Album Of The Week

Zola Jesus is perfect at miming affliction

Zola Jesus' latest album is Okovi, which means "shackles" in several Slavic languages.
Zola Jesus' latest album is Okovi, which means "shackles" in several Slavic languages.PHOTO: SACRED BONES

Contemporary goth Zola Jesus confronts personal demons as well as crises that befall people around her in her fifth album

GOTH POP

OKOVI

Zola Jesus

Sacred Bones

4 stars

Last year, American indie rockers The Mountain Goats released an acclaimed album titled Goths, dedicated to those obsessed with the dark side of life.

Frontman John Darnielle waxed lyrical about his youth immersed in the music of The Cure, Siousxie and the Banshees, and New Order. He also moped about being a former goth beset by the vicissitudes of ageing.

One wonders what contemporary goths the likes of Zola Jesus, also known as Nika Roza Danilova, would make of it. Thankfully, there is much in the world - climate change, political wrangling and culture wars - which she can rage against.

Zola Jesus' latest album is Okovi, which means "shackles" in several Slavic languages.

On her fifth album Okovi, which means "shackles" in several Slavic languages, the 28-year-old Russian American has perfected the art of miming affliction.

She belongs to a new generation of exciting female avant-rock artists, such as Austria's Soap&Skin, Sweden's Fever Ray and Norway's Jenny Hval, who dive deep and come clean, taking apart body image and self-worth in sometimes forensic terms.

Okovi confronts personal demons as well as crises that befall people around her.

The fifth track, Witness, addresses someone close who attempted suicide. "I'll do anything I can/To rip you from the edge in time," she sings, a clarion of desperation over swelling, mournful strings.

This is followed by Siphon, in which she chronicles her friend's second attempt at killing himself: "'Cause we'd rather clean the blood of a living man."

The music rises like a dusty synthstorm before waves of percussion hit your conscience. "We'd hate to see you give in to those cold, dark nights inside your head," she adds, a voice of stentorian reason as she repeats "inside your head".

In the industrial dirge Soak, she compares her own descent into depression to the state of a hapless victim of a serial killer. "Born into debt, a line of no request, pay what I can," goes the confession.

She processes a maelstrom of conflicting emotions, what she calls "resentment, empathy, masochism, grief".

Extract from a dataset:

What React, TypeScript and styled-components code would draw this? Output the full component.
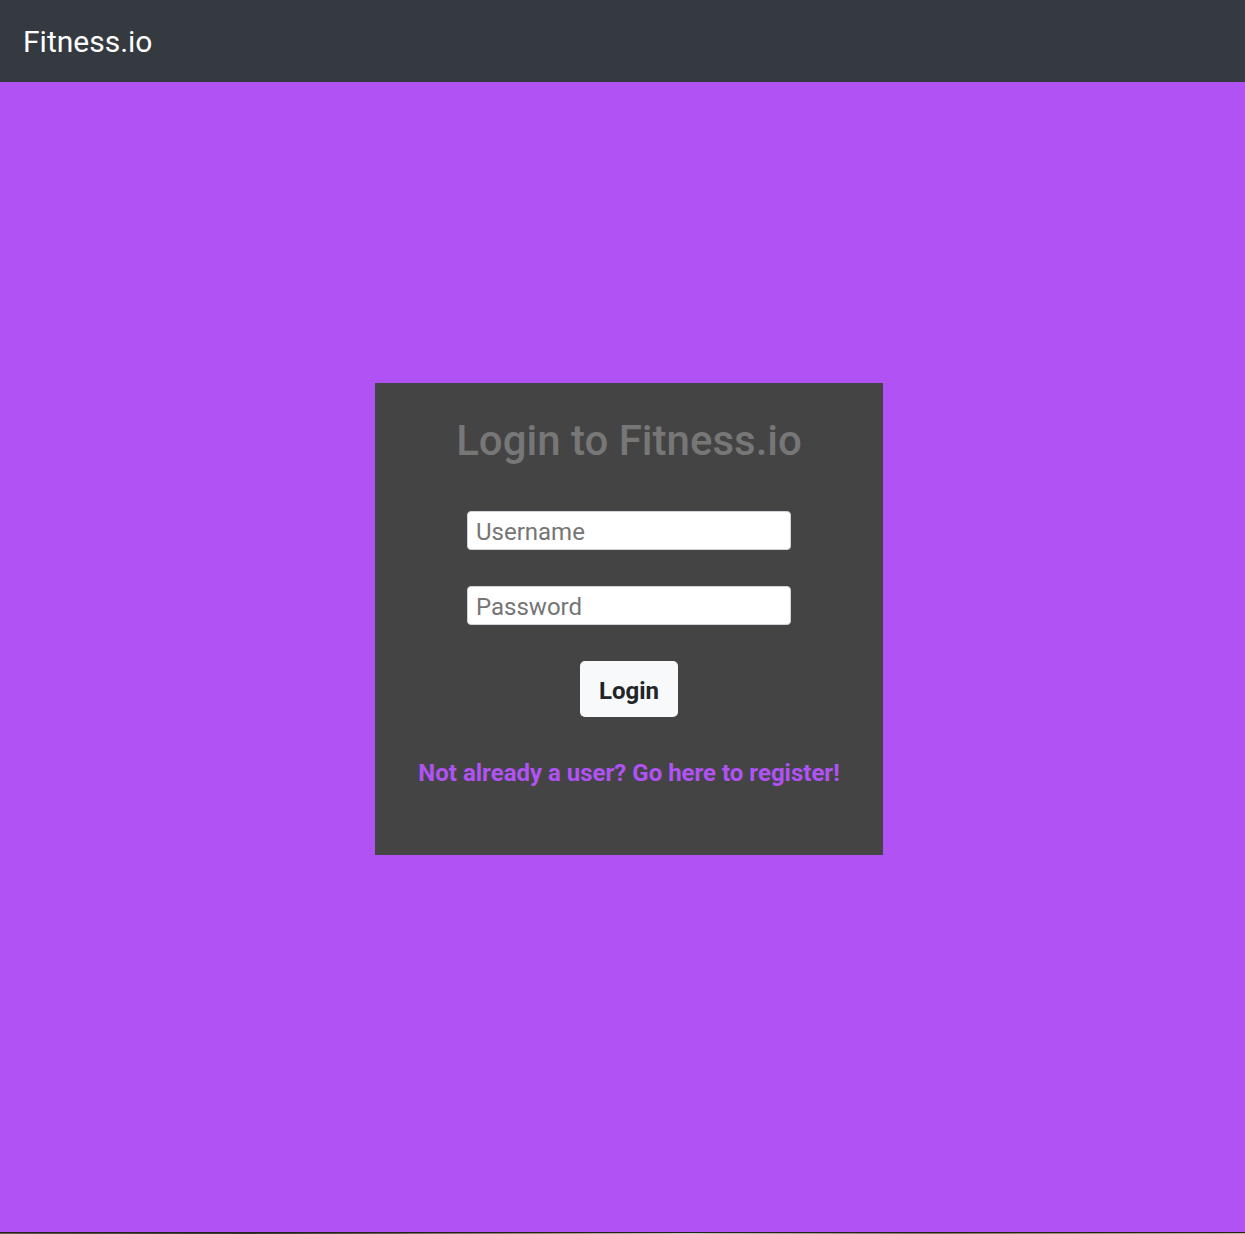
import React from "react";
import styled, { createGlobalStyle } from "styled-components";

const Global = createGlobalStyle`
  html, body { margin: 0; padding: 0; }
  body { font-family: Roboto, "Noto Sans", sans-serif; background: #b052f4; }
  * { box-sizing: border-box; }
`;

const Page = styled.div`
  display: flex;
  flex-direction: column;
  height: 1234px;
`;

const NavBar = styled.nav`
  height: 82px;
  background: #343a40;
  display: flex;
  align-items: center;
  padding-left: 23px;
`;

const Brand = styled.span`
  color: #ffffff;
  font-size: 30px;
  font-weight: 400;
`;

const Main = styled.main`
  flex: 1;
  background: #b052f4;
  display: flex;
  justify-content: center;
  align-items: flex-start;
  padding-top: 301px;
  padding-left: 13px;
`;

const Bottom = styled.div`
  height: 2px;
  border-top: 1px solid #222;
  background: linear-gradient(90deg, #6a5a48, #3a3530 20%, #b09070 45%, #cfc6bb 55%, #8a7050 75%, #d0b090);
`;

const Card = styled.div`
  width: 508px;
  height: 472px;
  background: #444444;
  display: flex;
  flex-direction: column;
  align-items: center;
  padding-top: 33px;
`;

const Title = styled.h1`
  margin: 0;
  font-size: 42px;
  font-weight: 500;
  color: #777777;
  line-height: 50px;
`;

const Form = styled.form`
  display: flex;
  flex-direction: column;
  align-items: center;
  margin-top: 45px;
`;

const Input = styled.input<{ $gap: number }>`
  width: 324px;
  height: 39px;
  border: 1px solid #ced4da;
  border-radius: 4px;
  background: #fff;
  font-family: Roboto, sans-serif;
  font-size: 24px;
  padding: 2px 8px 0;
  color: #333;
  margin-bottom: ${(p) => p.$gap}px;
  &::placeholder { color: #757575; }
`;

const Button = styled.button`
  width: 98px;
  height: 56px;
  border: none;
  border-radius: 5px;
  background: #f8f9fa;
  color: #212529;
  font-family: Roboto, sans-serif;
  font-weight: 700;
  font-size: 24px;
  padding: 4px 0 0;
  cursor: pointer;
`;

const RegisterLink = styled.a`
  margin-top: 41px;
  color: #b052f4;
  font-weight: 700;
  font-size: 24px;
  line-height: 30px;
  text-decoration: none;
`;

export default function App() {
  return (
    <Page>
      <Global />
      <NavBar>
        <Brand>Fitness.io</Brand>
      </NavBar>
      <Main>
        <Card>
          <Title>Login to Fitness.io</Title>
          <Form onSubmit={(e) => e.preventDefault()}>
            <Input $gap={36} placeholder="Username" />
            <Input $gap={36} type="password" placeholder="Password" />
            <Button type="submit">Login</Button>
          </Form>
          <RegisterLink href="#">Not already a user? Go here to register!</RegisterLink>
        </Card>
      </Main>
      <Bottom />
    </Page>
  );
}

It comes to a head with the dancey stunner Remains, which features the use of a guitar for the first time on her record. "Do ruins give power/Or do they give proof/That something meant more, something meant more/Than what we, what we lived through?" she interrogates the age-old preoccupation with legacy, over synths which build to a breathless crescendo.

"What remains of us?" she asks blankly, her voice modulating between a siren's keening and a military command. You are riveted by her purpose, then slowly unshackled by her unerring truth.